In many ways Sheng-wu-lien acknowledged that their politics and analysis were too far ahead of the consciousness of the masses at that time, and one of their major and most glaring shortcomings was the lack of analysis regarding China’s enemies in the USSR and the US, who according to Mao, were

 
“making use of our great Cultural Revolution to carry on their anti-Chinese activities. For instance, the Soviet Union is suppressing [our] students; [Soviet] airplanes near the Sinkiang border are more active; and [Soviet] ground forces are mobilized. All the armed units stationed in the big military districts along the frontiers such as Tsinan, Nanking, Foochow, and Kunming should be alerted and made ready. Therefore the time schedule of the great Cultural Revolution must be slightly postponed on account of the general situation, but it will be carried out in future.”

 
For their part, looking to the future, Sheng-wu-lien claimed,

 
“The thought of Mao Zedong, which is carrying out a new social revolution in China, will gradually wake up the masses from all contradictions of the past. The revolutionary people are beginning to understand gradually in practice why revolution is necessary, who are to be liquidated in the revolution, and how revolution is to be carried out. Revolutionary struggle begins to change from the stage of spontaneity to that of consciousness, from necessity to freedom.”

 

In ways the above is prophetic, because by 1980 the thought of Mao Zedong had spread across the world and ignited new revolutions that seriously engaged with Mao Thought and the contradictions of the past to synthesize a third and higher stage.

 

We can now argue here that the mistakes of Sheng-wu-lien were corrected and their virtues lived on in the synthesis of Maoism. While the Sheng-wu-lien fancied themselves the modern form of Soviets, who would rid the country of all bureaucrats, their ambition and self-assessment never lived up to their concrete conditions. Their fundamental flaw was a failure to resolve their own contradictions with the theory of the Party (or its nature) and the PLA. Instead of trying to cut out the sickness to save the patient in a desperate invasive procedure, they would rather throw out the patient, in many ways keeping the sickness. We must cut them a little slack because it took decades for comrades to offer the much-needed theoretical corrections in the form of the militarization of the Party, the concentric construction of the three instruments of revolution, and People’s War until Communism. Laden with bad ideas of turning all China, beset on all sides by her enemies, into a massive “Paris Commune” (that had no standing army) and their even more faulty conception of “a dictatorship of the masses,” they could not but fail. What is remarkable—and even more so given their liquidationist impulses—was that the document was mainly authored by a ninenteen-year-old mathematics savant.
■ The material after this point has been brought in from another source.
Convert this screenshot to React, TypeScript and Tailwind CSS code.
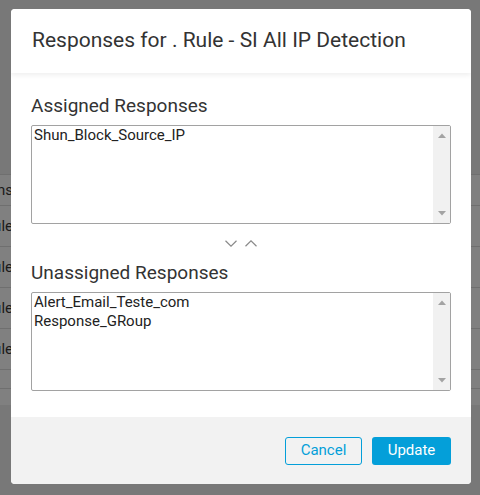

It pointed to several crucial concepts, including the need to prevent the army from turning into its opposite and being wielded to destroy the revolution by the rightists, Zhou’s betrayal of the revolution, and the need for a sea of armed masses who can carry out People’s War to prevent restoration.

 

__________

Sheng-wu-lien: Whither China? International Socialism (first series), No. 37, June/July 1969. Pg. 24-27.

Lotta, Raymond. And Mao Makes 5: Mao Tsetung’s Last Great Battle. September 1978. Banner Press.